Fifty-eight fishermen were missing and feared drowned yesterday as the death toll from a severe storm that battered the Philippines rose to 24, officials said.
Hopes were fading for dozens of fishermen who were lost at sea south of the main island of Luzon when tropical storm Muifa unexpectedly changed course and struck the region on Friday.
Coastguard spokesman Armando Balilo said the missing men had spent more than 48 hours in raging waters and that aerial searches of the region were underway.
"We are using choppers [helicopters] to look for them," he said.
Balilo said the authorities were checking reports that four of the missing were washed ashore in the central island of Romblon. He could not say whether the four were alive or dead.
After lashing the Bicol peninsula early last week, Muifa went for a second pass at the weekend before plowing through the islands of Marinduque, Mindoro and Coron on its way to the South China Sea.

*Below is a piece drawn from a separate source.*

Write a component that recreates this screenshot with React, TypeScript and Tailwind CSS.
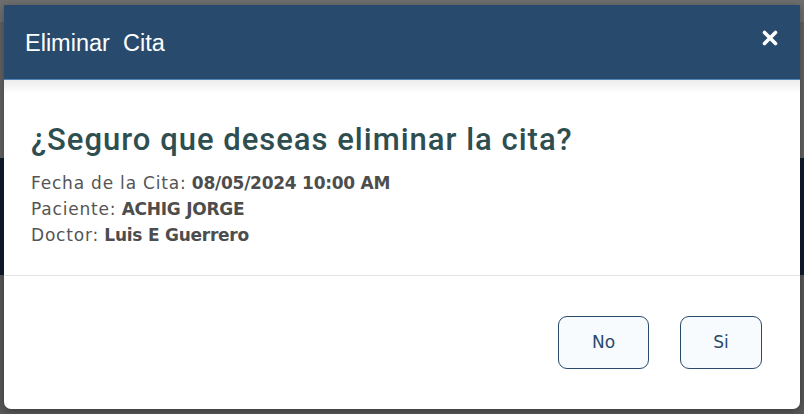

Forty-three fishing boats and two tugboats with a total of 58 crewmen on board were unaccounted for off Mindoro, Marinduque, Romblon, the Coron island group and off the Bondoc peninsula near Bicol, the civil defense office said in an updated report.
Big waves and strong winds sank or capsized the vessels on Saturday, killing two other crew members. Thirty-four other crew members were rescued by other vessels.
The government agency reported three other deaths by drowning, two by hypothermia, one struck by a falling tree, five by a tornado near Roxas town on Mindoro, and 11 others due to unspecified causes.
Three other people are also missing, while 79 were injured.
Muifa destroyed or damaged more than 27,000 houses and displaced more than 60,000 people, it added.
The storm wrought 73 million pesos (US$1.3 million) in damage to crops and infrastructure, the civil defense office said.
Social Welfare Secretary Corazon Soliman said food and assistance were being rushed to the heavily hit areas.
"We will start giving emergency shelter assistance. Many houses have lost their roofs, if not totally damaged," Soliman said.
"We have been coordinating with the agencies and have provided relief, basically rice, because that is what they need," she said.
Muifa is now churning west in the South China Sea toward southern Vietnam, but the weather bureau said they are monitoring an active low pressure area in the Philippine Sea east of Luzon, which they said could develop into a storm or typhoon.
About 20 typhoons or storms hit the Southeast Asian archipelago every year, claiming an annual average of about 500 lives, according to official figures.